Agricultural Research and Innovation Ontario

Agency overview
- Formed: 1962; 64 years ago
- Superseding agency: Agricultural Research Institute of Ontario;
- Type: Crown corporation
- Jurisdiction: Government of Ontario
- Headquarters: 1 Stone Road West, Guelph, Ontario, Canada 43°31′30.69″N 80°13′43.42″W﻿ / ﻿43.5251917°N 80.2287278°W
- Employees: 15
- Minister responsible: Lisa Thompson, Minister of Agriculture, Food and Rural Affairs;
- Agency executive: Karen Chan, Director of Research;
- Parent department: Ontario Ministry of Agriculture, Food and Rural Affairs
- Website: Official website

= Agricultural Research and Innovation Ontario =

Canadian Crown corporation

Agricultural Research and Innovation Ontario (ARIO Recherche et innovation agricoles Ontario), is a provincial Crown agency of the Government of Ontario that supports agricultural research, innovation, and knowledge transfer in the province's agrifood sector.

Established in 1962 as the Agricultural Research Institute of Ontario (Institut de recherche agricole de l'Ontario), the agency amanages agricultural research priorities and infrastructure through partnerships with government, industry, and academic institutions.
It was renamed in 2024 following amendments to the Agricultural Research Institute of Ontario Act that expanded its mandate to emphasize innovation, commercialization, and strategic collaboration.

ARIO is headquartered in Guelph, Ontario, and maintains a longstanding partnership with the University of Guelph through the Ontario Agri-Food Innovation Alliance.

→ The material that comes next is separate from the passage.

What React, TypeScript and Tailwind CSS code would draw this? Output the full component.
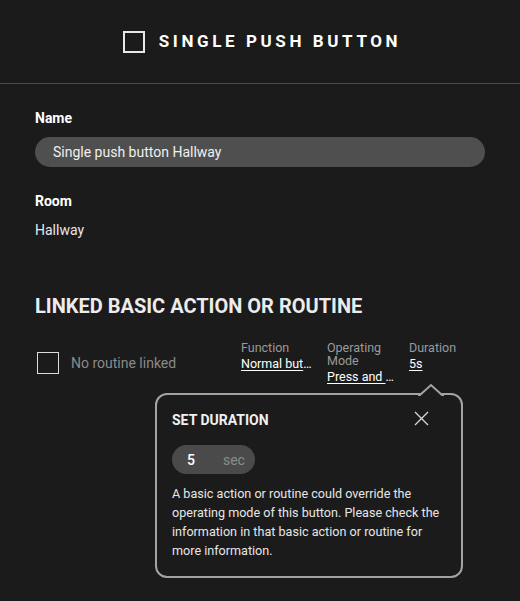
import React from 'react';

const columns = [
  { label: 'Function', value: 'Normal button', width: 'w-[68px]' },
  { label: 'Operating Mode', value: 'Press and hold', width: 'w-[64px]' },
  { label: 'Duration', value: '5s', width: 'w-[68px]' },
];

export default function App() {
  return (
    <div className="relative min-h-[601px] w-[520px] bg-[#1b1b1b] text-[#f2f2f2] font-['Roboto',sans-serif]">
      {/* Header */}
      <div className="flex h-[84px] items-center justify-center gap-[14px] border-b border-[#4a4a4a]">
        <div className="h-[22px] w-[22px] border-2 border-[#e8e8e8]" />
        <h1 className="-mr-[4px] text-[17px] font-bold tracking-[3.6px] text-white">SINGLE PUSH BUTTON</h1>
      </div>

      <div className="px-[35px] pt-[24px]">
        <div className="text-sm font-bold leading-5 text-white">Name</div>
        <div className="mt-[9px] flex h-[30px] items-center rounded-full bg-[#4f4f4f] px-[18px] text-sm text-[#f0f0f0]">
          Single push button Hallway
        </div>

        <div className="mt-[24px] text-sm font-bold leading-5 text-white">Room</div>
        <div className="mt-[9px] text-sm leading-5 text-[#e8e8e8]">Hallway</div>

        <h2 className="mt-[53px] text-[20px] font-bold leading-[26px] text-[#ececec]">LINKED BASIC ACTION OR ROUTINE</h2>

        {/* Linked row */}
        <div className="mt-[22px] flex items-start">
          <div className="flex items-center pt-[11px]">
            <div className="ml-[2px] h-[22px] w-[22px] border-[1.5px] border-[#dcdcdc]" />
            <span className="ml-[12px] text-sm text-[#8a8a8a]">No routine linked</span>
          </div>
          <div className="ml-auto mr-[8px] flex gap-[18px]">
            {columns.map((c) => (
              <div key={c.label} className={c.width}>
                <div className="text-[12.5px] leading-[13px] text-[#9a9a9a]">{c.label}</div>
                <div className="-mr-[3px] mt-[2px] truncate text-[12.5px] leading-[15px] text-white underline underline-offset-2">{c.value}</div>
              </div>
            ))}
          </div>
        </div>
      </div>

      {/* Duration popover */}
      <div className="absolute left-[155px] top-[393px] w-[308px] rounded-[12px] border-2 border-[#a3a3a3] bg-[#1b1b1b] px-[15px] pb-[16px] pt-[15px]">
        <svg className="absolute -top-[12px] left-[261px]" width="26" height="14" viewBox="0 0 26 14">
          <path d="M0 12 L2 12 L13 2 L24 12 L26 12 L26 14 L0 14 Z" fill="#1b1b1b" />
          <path d="M0 12 L2 12 L13 2 L24 12 L26 12" fill="none" stroke="#a3a3a3" strokeWidth="2" />
        </svg>
        <div className="flex items-start justify-between">
          <div className="text-sm font-bold leading-5 text-[#f0f0f0]">SET DURATION</div>
          <svg className="mr-[17px] mt-[1px]" width="15" height="15" viewBox="0 0 15 15">
            <path d="M1 1 L14 14 M14 1 L1 14" stroke="#d8d8d8" strokeWidth="1.3" />
          </svg>
        </div>
        <div className="mt-[15px] flex h-[29px] w-[83px] items-center rounded-full bg-[#4a4a4a] pl-[15px] text-sm">
          <span className="font-medium text-white">5</span>
          <span className="ml-[28px] text-[#8c8c8c]">sec</span>
        </div>
        <p className="mt-[10px] text-[12.6px] leading-[19px] text-[#e6e6e6]">
          A basic action or routine could override the operating mode of this button. Please check the information in that basic action or routine for more information.
        </p>
      </div>
    </div>
  );
}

==Indigenous engagement initiatives==
In 2024–2025, Indigenous engagement initiatives encouraged relationship-building with Indigenous communities and organizations, board education on Indigenous-led research, implementation of land acknowledgements at research facilities, and support for research and knowledge co-developed with Indigenous researchers and communities, particularly through Northern Ontario agricultural research programs.